En 1988, lors de la première intifada (guerre des pierres), les deux petites-filles de Miriam, Yasmine et Rose vont se retrouver face à face, sans savoir qu’elles sont sœurs ! Yasmine, militante de l’intifada est interrogée par Rose, soldate dans la prison israélienne où elle est détenue. Ces deux fleurs seront cueillies par la mort, mettant ainsi fin à la malédiction qui frappe la descendance de Miriam emportée dans le maelström de l’histoire.

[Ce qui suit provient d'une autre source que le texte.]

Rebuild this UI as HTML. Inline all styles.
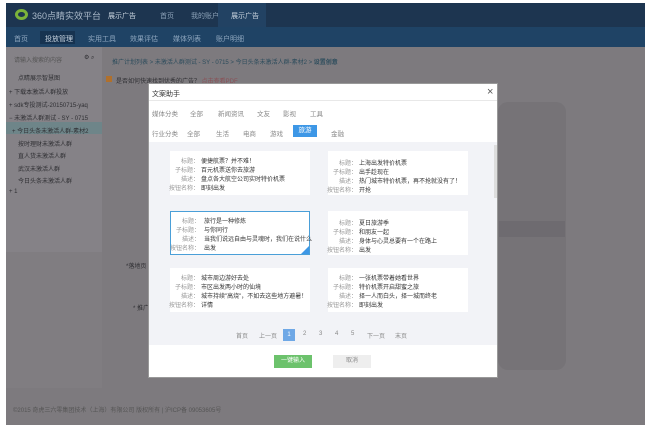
<!DOCTYPE html>
<html><head><meta charset="utf-8"><style>
*{margin:0;padding:0;box-sizing:border-box}
body{width:654px;height:438px;background:#fff;position:relative;overflow:hidden;font-family:"Liberation Sans","Noto Sans CJK SC",sans-serif;font-size:6.5px;color:#333}
.a{position:absolute;white-space:nowrap}
.g{color:#2f2f33}
.card{position:absolute;background:#fff;width:140px;height:44px;white-space:nowrap;font-size:6px}
.card .r{position:absolute;left:0;width:140px;height:9px}
.card .l{position:absolute;right:111px;color:#999;text-align:right;white-space:nowrap}
.card .v{position:absolute;left:31px;color:#333;white-space:nowrap}
</style></head><body>
<div class="a" style="left:6px;top:3px;width:639px;height:422px;background:#7d7a7e"></div>
<div class="a" style="left:6px;top:3px;width:639px;height:24px;background:#1d3550"></div>
<div class="a" style="left:218px;top:3px;width:48px;height:24px;background:#224263"></div>
<div class="a" style="left:15px;top:9px;width:13px;height:11px;border-radius:50%;border:3px solid #7bb33a"></div>
<div class="a" style="left:32px;top:9px;font-size:9px;color:#a9b8c8">360点睛实效平台</div>
<div class="a" style="left:108px;top:11px;font-size:7px;color:#c8d3de">展示广告</div>
<div class="a" style="left:160px;top:11px;font-size:7px;color:#8aa0b6">首页</div>
<div class="a" style="left:191px;top:11px;font-size:7px;color:#8aa0b6">我的账户</div>
<div class="a" style="left:231px;top:11px;font-size:7px;color:#c8d3de">展示广告</div>
<div class="a" style="left:6px;top:27px;width:639px;height:20px;background:#1f4365"></div>
<div class="a" style="left:40px;top:31px;width:35px;height:13px;background:#173350"></div>
<div class="a" style="left:14px;top:34px;font-size:7px;color:#8ea6be">首页</div>
<div class="a" style="left:45px;top:34px;font-size:7px;color:#c8d4e0">投放管理</div>
<div class="a" style="left:88px;top:34px;font-size:7px;color:#8ea6be">实用工具</div>
<div class="a" style="left:130px;top:34px;font-size:7px;color:#8ea6be">效果评估</div>
<div class="a" style="left:173px;top:34px;font-size:7px;color:#8ea6be">媒体列表</div>
<div class="a" style="left:216px;top:34px;font-size:7px;color:#8ea6be">账户明细</div>
<div class="a" style="left:6px;top:47px;width:96px;height:205px;background:#858287"></div>
<div class="a" style="left:6px;top:252px;width:96px;height:136px;background:#807d81"></div>
<div class="a" style="left:6px;top:122px;width:96px;height:12px;background:#6e8589"></div>
<div class="a g" style="left:14px;top:55px;color:#555;font-size:6px">请输入搜索的内容</div>
<div class="a g" style="left:84px;top:54px;font-size:6px">⚙ ⌕</div>
<div class="a g" style="left:18px;top:73px;font-size:6px">点睛展示智慧图</div>
<div class="a g" style="left:9px;top:87px;font-size:6px">+ 下载本激活人群投放</div>
<div class="a g" style="left:9px;top:100px;font-size:6px">+ sdk专投测试-20150715-yaq</div>
<div class="a g" style="left:9px;top:113px;font-size:6px">− 未激活人群测试 - SY - 0715</div>
<div class="a g" style="left:12px;top:126px;font-size:6px">+ 今日头条未激活人群-素材2</div>
<div class="a g" style="left:18px;top:139px;font-size:6px">按时理财未激活人群</div>
<div class="a g" style="left:18px;top:151px;font-size:6px">直人货未激活人群</div>
<div class="a g" style="left:18px;top:164px;font-size:6px">武汉未激活人群</div>
<div class="a g" style="left:18px;top:176px;font-size:6px">今日头条未激活人群</div>
<div class="a g" style="left:9px;top:189px;font-size:6px">+ 1</div>
<div class="a g" style="left:112px;top:57px;color:#2c4c5c;font-size:6px">推广计划列表 &gt; 未激活人群测试 - SY - 0715 &gt; 今日头条未激活人群-素材2 &gt; <b>设置创意</b></div>
<div class="a" style="left:106px;top:76px;width:6px;height:6px;background:#b0702c"></div>
<div class="a g" style="left:116px;top:76px;font-size:6px">是否如何快速找到优秀的广告？ <span style="color:#8a4f55;text-decoration:underline">点击查看PDF</span></div>
<div class="a" style="left:498px;top:102px;width:68px;height:268px;border-radius:10px;background:#767377"></div>
<div class="a" style="left:499px;top:221px;width:66px;height:16px;background:#6e6b70"></div>
<div class="a g" style="left:126px;top:261px;font-size:6px">*落地页</div>
<div class="a g" style="left:133px;top:303px;font-size:6px">* 推广</div>
<div class="a g" style="left:13px;top:405px;color:#555;font-size:6px">©2015 奇虎三六零集团技术（上海）有限公司 版权所有 | 沪ICP备 09053605号</div>

<div class="a" style="left:148px;top:83px;width:350px;height:295px;background:#fff;border:1px solid #999"></div>
<div class="a" style="left:152px;top:89px;font-size:7px;color:#333">文案助手</div>
<div class="a" style="left:487px;top:86px;font-size:11px;color:#555">×</div>
<div class="a" style="left:149px;top:100px;width:348px;height:1px;background:#e8e8e8"></div>
<div class="a" style="left:152px;top:108px;color:#888">媒体分类</div>
<div class="a" style="left:190px;top:108px;color:#888">全部</div>
<div class="a" style="left:218px;top:108px;color:#888">新闻资讯</div>
<div class="a" style="left:257px;top:108px;color:#888">文友</div>
<div class="a" style="left:283px;top:108px;color:#888">影视</div>
<div class="a" style="left:310px;top:108px;color:#888">工具</div>
<div class="a" style="left:152px;top:128px;color:#888">行业分类</div>
<div class="a" style="left:187px;top:128px;color:#888">全部</div>
<div class="a" style="left:216px;top:128px;color:#888">生活</div>
<div class="a" style="left:243px;top:128px;color:#888">电商</div>
<div class="a" style="left:270px;top:128px;color:#888">游戏</div>
<div class="a" style="left:293px;top:125px;width:24px;height:12px;background:#3d97e6;color:#fff;text-align:center;line-height:12px">旅游</div>
<div class="a" style="left:331px;top:128px;color:#888">金融</div>
<div class="a" style="left:149px;top:142px;width:348px;height:203px;background:#f2f3f7"></div>
<div class="a" style="left:494px;top:145px;width:3px;height:53px;background:#ddd"></div>

<div class="card" style="left:170px;top:151px">
<div class="r" style="top:5px"><span class="l">标题：</span><span class="v">便捷航票？并不难！</span></div>
<div class="r" style="top:14px"><span class="l">子标题：</span><span class="v">百元机票送你去旅游</span></div>
<div class="r" style="top:23px"><span class="l">描述：</span><span class="v">盘点各大航空公司实时特价机票</span></div>
<div class="r" style="top:32px"><span class="l">按钮名称：</span><span class="v">即刻出发</span></div>
</div>
<div class="card" style="left:328px;top:151px">
<div class="r" style="top:7px"><span class="l">标题：</span><span class="v">上海出发特价机票</span></div>
<div class="r" style="top:16px"><span class="l">子标题：</span><span class="v">出手趁现在</span></div>
<div class="r" style="top:25px"><span class="l">描述：</span><span class="v">热门城市特价机票，再不抢就没有了！</span></div>
<div class="r" style="top:34px"><span class="l">按钮名称：</span><span class="v">开抢</span></div>
</div>
<div class="card" style="left:170px;top:211px;border:1px solid #4a9fd8">
<div class="r" style="top:4px"><span class="l">标题：</span><span class="v" style="left:33px">旅行是一种修炼</span></div>
<div class="r" style="top:13px"><span class="l">子标题：</span><span class="v" style="left:33px">与你同行</span></div>
<div class="r" style="top:22px"><span class="l">描述：</span><span class="v" style="left:33px">当我们说远自由与灵魂时，我们在说什么</span></div>
<div class="r" style="top:31px"><span class="l">按钮名称：</span><span class="v" style="left:33px">出发</span></div>
<div class="a" style="right:0;bottom:0;width:0;height:0;border-left:8px solid transparent;border-bottom:8px solid #3d97e6"></div>
</div>
<div class="card" style="left:328px;top:211px">
<div class="r" style="top:7px"><span class="l">标题：</span><span class="v">夏日旅游季</span></div>
<div class="r" style="top:16px"><span class="l">子标题：</span><span class="v">和朋友一起</span></div>
<div class="r" style="top:25px"><span class="l">描述：</span><span class="v">身体与心灵总要有一个在路上</span></div>
<div class="r" style="top:34px"><span class="l">按钮名称：</span><span class="v">出发</span></div>
</div>
<div class="card" style="left:170px;top:268px">
<div class="r" style="top:5px"><span class="l">标题：</span><span class="v">城市周边游好去处</span></div>
<div class="r" style="top:14px"><span class="l">子标题：</span><span class="v">市区出发两小时的仙境</span></div>
<div class="r" style="top:23px"><span class="l">描述：</span><span class="v">城市持续"高烧"，不如去这些地方避暑！</span></div>
<div class="r" style="top:32px"><span class="l">按钮名称：</span><span class="v">详情</span></div>
</div>
<div class="card" style="left:328px;top:268px">
<div class="r" style="top:5px"><span class="l">标题：</span><span class="v">一张机票带着她看世界</span></div>
<div class="r" style="top:14px"><span class="l">子标题：</span><span class="v">特价机票开启甜蜜之旅</span></div>
<div class="r" style="top:23px"><span class="l">描述：</span><span class="v">择一人而白头，择一城而终老</span></div>
<div class="r" style="top:32px"><span class="l">按钮名称：</span><span class="v">即刻出发</span></div>
</div>

<div class="a" style="left:236px;top:331px;color:#888;font-size:6px">首页</div>
<div class="a" style="left:259px;top:331px;color:#888;font-size:6px">上一页</div>
<div class="a" style="left:283px;top:329px;width:12px;height:12px;background:#6fa8e6;color:#fff;text-align:center;line-height:12px;font-size:6px">1</div>
<div class="a" style="left:303px;top:331px;color:#888;font-size:6px">2</div>
<div class="a" style="left:319px;top:331px;color:#888;font-size:6px">3</div>
<div class="a" style="left:335px;top:331px;color:#888;font-size:6px">4</div>
<div class="a" style="left:351px;top:331px;color:#888;font-size:6px">5</div>
<div class="a" style="left:367px;top:331px;color:#888;font-size:6px">下一页</div>
<div class="a" style="left:395px;top:331px;color:#888;font-size:6px">末页</div>
<div class="a" style="left:274px;top:355px;width:38px;height:13px;background:#6cc26c;color:#fff;text-align:center;line-height:13px;font-size:6px">一键输入</div>
<div class="a" style="left:333px;top:355px;width:38px;height:13px;background:#eee;color:#888;text-align:center;line-height:13px;font-size:6px">取消</div>
</body></html>
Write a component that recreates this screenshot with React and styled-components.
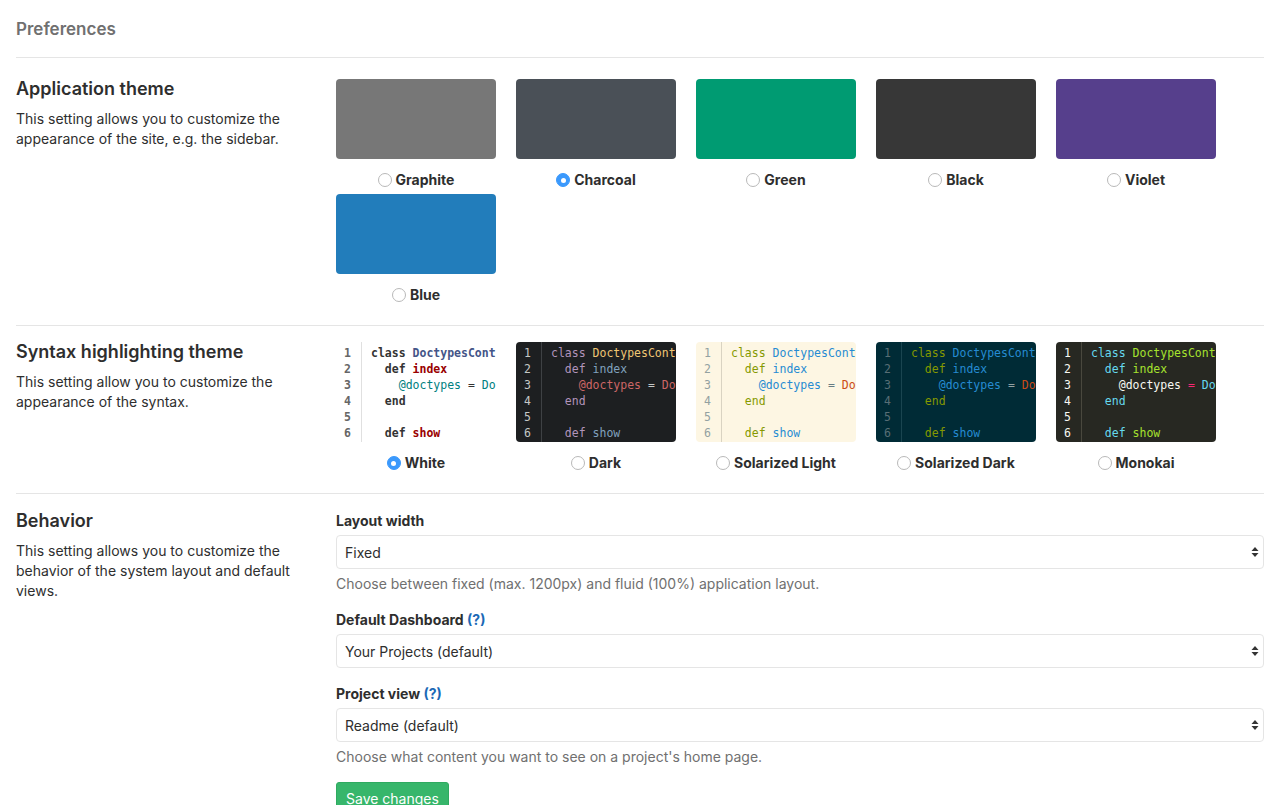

Pour présenter l’action, guider les spectateurs d’une époque à l’autre et replacer l’histoire de cette famille dans la grande Histoire, Adel Hakim a imaginé un chœur grotesque, joué par deux clowns malicieux dans la première partie et par des entraîneuses un peu coquines dans la deuxième partie. Ces joyeux drilles apportent un brin de fantaisie et la respiration nécessaire, en connivence avec le public. Figures populaires à l’humour un peu forcé, ils deviendront les protagonistes des scènes suivantes… Plus émouvants, des fantômes font office de narrateurs après l’entracte : les grands pères de Yasmine et Rose, l’un anglais et l’autre palestinien, amis en ce bas monde, qui se sont retrouvés dans l’au-delà. Une parole d’outre-tombe, éloignée du bruit et de la fureur qui les ont emportés, eux et leurs petites-filles
Les comédiens du Théâtre national palestinien, tous excellents, ont participé à l’élaboration du spectacle lors d’un atelier de recherche destiné à alimenter le texte de la pièce. Mais il ne s’agit pas d’une écriture collective, et ce texte, très structuré, est à la fois efficace et d’une grande tenue littéraire. Mais au cours de la création, les discussions ont parfois été houleuses, comme le relate l’écrivain Mohamed Kacimi, dans un Journal tenu pendant les répétitions, alors qu’il assurait la dramaturgie auprès d’Adel Hakim. «Certains se sont posé la question de savoir s’il fallait aborder la tragédie du peuple juif, pour parler du drame palestinien. Kamel El Basha {émouvant le rôle du père, puis du grand-père palestinien) avait tenu tête: « Je tiens à jouer cette pièce pour montrer à nos enfants que nos ennemis ne sont pas des monstres mais des être humains comme nous.» Le dénouement, imaginé lui par Adel Hakim, a aussi fait l’objet de longues discussions: «Les comédiens ont voulu, dit Mohamed Kacimi, régler eux-mêmes le sort de leurs personnages: comment faire mourir Rose, comment tuer Yasmine ? Hussam (Abou Eishesh remarquable en oncle sioniste pur et dur} a eu le mot de la fin : “On ne peut pas avoir d’issue heureuse. Nous sommes un peuple défait. Il faut jouer notre défaite sur scène.»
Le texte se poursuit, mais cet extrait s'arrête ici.